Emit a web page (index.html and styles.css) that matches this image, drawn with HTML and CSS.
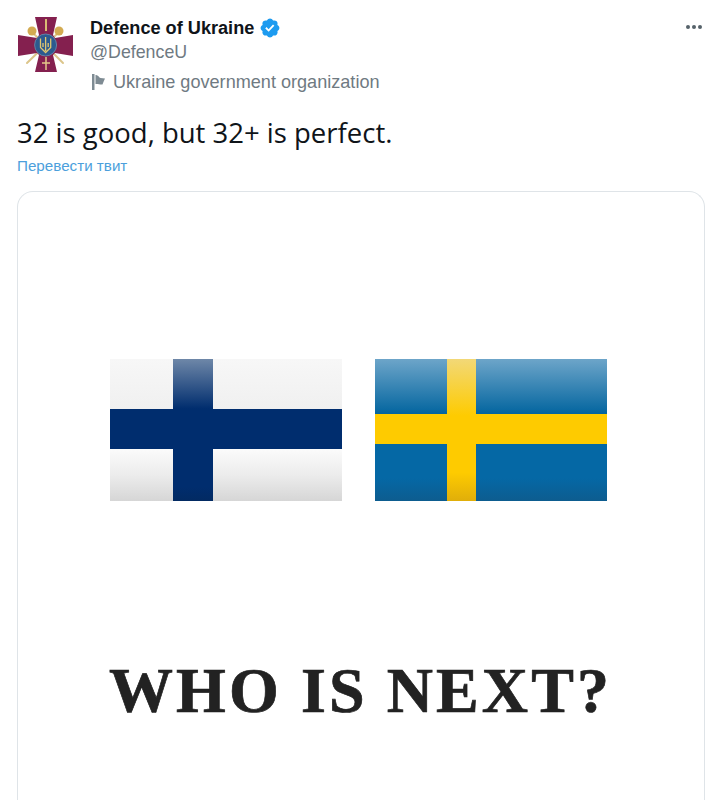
FILE: index.html
```html
<!DOCTYPE html>
<html lang="ru">
<head>
    <meta charset="UTF-8">
    <meta name="viewport" content="width=device-width, initial-scale=1.0">
    <title>Defence of Ukraine</title>
    <link rel="stylesheet" href="styles.css">
</head>
<body>
    <div class="tweet">
        <div class="tweet-head">
            <svg class="avatar" viewBox="0 0 56 57">
                <!-- maces behind the cross -->
                <g stroke="#dcc58a" stroke-width="2" stroke-linecap="round">
                    <line x1="14" y1="16" x2="45" y2="47"/>
                    <line x1="41" y1="16" x2="9" y2="47"/>
                </g>
                <circle cx="14" cy="15" r="4.500" fill="#d3ab52"/>
                <circle cx="41" cy="15" r="4.500" fill="#d3ab52"/>
                <path fill="#84204f" d="M17 1H39L35 19L37 22L55 19V40L37 37L35 39L39 56H17L21 39L19 37L0 40V19L19 22L21 19Z"/>
                <line x1="28" y1="3" x2="28" y2="15" stroke="#d9bb74" stroke-width="2"/>
                <path fill="none" stroke="#e3c889" stroke-width="1.500" d="M28 41V54M24 47H32"/>
                <circle cx="27.600" cy="29" r="11" fill="#2b5a8f" stroke="#6d8fae" stroke-width="0.800"/>
                <!-- trident on the shield -->
                <path fill="none" stroke="#e0c770" stroke-width="1.300" d="M22.500 22.500V31.500L27.600 36.500L32.700 31.500V22.500M25 31V27M30.200 31V27M27.600 21V35"/>
            </svg>
            <div class="who">
                <div class="name-row">
                    <span class="name">Defence of Ukraine</span>
                    <svg class="badge" viewBox="0 0 24 24"><path fill="#1d9bf0" d="M22.250 12c0-1.430-.880-2.670-2.190-3.340.460-1.390.200-2.900-.810-3.910s-2.520-1.270-3.910-.810c-.660-1.310-1.910-2.190-3.340-2.190s-2.670.880-3.330 2.190c-1.400-.460-2.910-.200-3.920.810s-1.260 2.520-.800 3.910c-1.310.670-2.200 1.910-2.200 3.340s.890 2.670 2.200 3.340c-.460 1.390-.210 2.900.800 3.910s2.520 1.260 3.910.810c.670 1.310 1.910 2.190 3.340 2.190s2.680-.880 3.340-2.190c1.390.450 2.900.200 3.910-.810s1.270-2.520.81-3.910c1.310-.670 2.190-1.910 2.190-3.340zm-11.710 4.200L6.800 12.460l1.410-1.420 2.260 2.260 4.800-5.230 1.470 1.360-6.200 6.770z"/></svg>
                </div>
                <div class="handle">@DefenceU</div>
                <div class="label">
                    <svg class="label-icon" viewBox="0 0 16 20"><path fill="#7e8b93" d="M2 2H4.500V18H2ZM5.500 3C8 2.500 9 5.500 10.500 6L15 6.500C14 8.500 13.500 10 12.500 12.500C10 13 8 11.500 5.500 12Z"/></svg>
                    <span>Ukraine government organization</span>
                </div>
            </div>
            <div class="more"><i></i><i></i><i></i></div>
        </div>

        <p class="tweet-text">32 is good, but 32+ is perfect.</p>
        <a class="translate">Перевести твит</a>

        <div class="media">
            <div class="flags">
                <svg class="flag" viewBox="0 0 232 142">
                    <defs>
                        <linearGradient id="fiTop" x1="0" y1="0" x2="0" y2="1">
                            <stop offset="0" stop-color="#f7f7f7"/>
                            <stop offset="1" stop-color="#f0f0f0"/>
                        </linearGradient>
                        <linearGradient id="fiBottom" x1="0" y1="0" x2="0" y2="1">
                            <stop offset="0" stop-color="#fbfbfb"/>
                            <stop offset="0.500" stop-color="#ececec"/>
                            <stop offset="1" stop-color="#d6d6d6"/>
                        </linearGradient>
                        <linearGradient id="fiCross" x1="0" y1="0" x2="0" y2="1">
                            <stop offset="0" stop-color="#6e87a8"/>
                            <stop offset="0.350" stop-color="#002d6e"/>
                            <stop offset="0.900" stop-color="#002d6e"/>
                            <stop offset="1" stop-color="#022a62"/>
                        </linearGradient>
                        <linearGradient id="seTop" x1="0" y1="0" x2="0" y2="1">
                            <stop offset="0" stop-color="#6da5c9"/>
                            <stop offset="1" stop-color="#03659f"/>
                        </linearGradient>
                        <linearGradient id="seBottom" x1="0" y1="0" x2="0" y2="1">
                            <stop offset="0" stop-color="#0568a5"/>
                            <stop offset="0.600" stop-color="#0568a5"/>
                            <stop offset="1" stop-color="#0d5c8f"/>
                        </linearGradient>
                        <linearGradient id="seCross" x1="0" y1="0" x2="0" y2="1">
                            <stop offset="0" stop-color="#f2d877"/>
                            <stop offset="0.400" stop-color="#fecb00"/>
                            <stop offset="0.800" stop-color="#fecb00"/>
                            <stop offset="1" stop-color="#e0ae0a"/>
                        </linearGradient>
                    </defs>
                    <rect width="232" height="50" fill="url(#fiTop)"/>
                    <rect y="90" width="232" height="52" fill="url(#fiBottom)"/>
                    <rect y="50" width="232" height="40" fill="#002d6e"/>
                    <rect x="63" width="40" height="142" fill="url(#fiCross)"/>
                </svg>
                <svg class="flag" viewBox="0 0 232 142">
                    <rect width="232" height="55" fill="url(#seTop)"/>
                    <rect y="85" width="232" height="57" fill="url(#seBottom)"/>
                    <rect y="55" width="232" height="30" fill="#fecb00"/>
                    <rect x="72" width="29" height="142" fill="url(#seCross)"/>
                </svg>
            </div>
            <h1 class="who-next">WHO IS NEXT?</h1>
        </div>
    </div>
</body>
</html>
```

FILE: styles.css
```css
html, body {
    height: 100%;
}
body {
    margin: 0;
    overflow: hidden;
    background-color: #ffffff;
    font-family: 'Open Sans', sans-serif;
    color: #0f1419;
}
.tweet {
    padding: 16px 15px 0 17px;
}
.tweet-head {
    display: flex;
    align-items: flex-start;
}
.avatar {
    width: 56px;
    height: 57px;
    margin-left: 1px;
    flex-shrink: 0;
}
.who {
    margin-left: 16px;
    flex: 1;
}
.name-row {
    display: flex;
    align-items: center;
    gap: 5px;
    height: 24px;
}
.name {
    font-family: 'Liberation Sans', sans-serif;
    font-size: 18.150px;
    font-weight: bold;
}
.badge {
    width: 22px;
    height: 22px;
}
.handle {
    font-family: 'Liberation Sans', sans-serif;
    font-size: 17.800px;
    color: #6f7a82;
    margin-top: 1px;
    line-height: 22px;
}
.label {
    display: flex;
    align-items: center;
    gap: 7px;
    margin-top: 7px;
    font-family: 'Liberation Sans', sans-serif;
    font-size: 18.100px;
    line-height: 24px;
    color: #6f7a82;
}
.label-icon {
    width: 16px;
    height: 20px;
}
.more {
    display: flex;
    gap: 2px;
    margin-top: 9px;
    margin-right: 3px;
}
.more i {
    width: 4px;
    height: 4px;
    border-radius: 50%;
    background-color: #56626a;
}
.tweet-text {
    margin: 21px 0 0;
    font-size: 27.500px;
    line-height: 36px;
}
.translate {
    display: block;
    margin-top: 5px;
    font-family: 'Liberation Sans', sans-serif;
    font-size: 15.200px;
    line-height: 20px;
    color: #4c9fdc;
}
.media {
    margin-top: 15px;
    height: 609px;
    box-sizing: border-box;
    border: 1px solid #dfe4e8;
    border-bottom: 0;
    border-radius: 16px 16px 0 0;
    padding: 167px 0 0 92px;
}
.flags {
    display: flex;
    gap: 33px;
}
.flag {
    width: 232px;
    height: 142px;
}
.who-next {
    margin: 152px 0 0 -1px;
    font-family: 'Liberation Serif', serif;
    font-size: 64px;
    line-height: 76px;
    font-weight: bold;
    letter-spacing: 3.100px;
    -webkit-text-stroke: 0.700px #222222;
    white-space: nowrap;
    color: #222222;
}
```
####################
WHAT YOU ARE ASKED TO DO:
Pull out all lines from the listing that contain the string "styles".

EXERCISE RESPONSE:
Emit a web page (index.html and styles.css) that matches this image, drawn with HTML and CSS.
    <link rel="stylesheet" href="styles.css">
FILE: styles.css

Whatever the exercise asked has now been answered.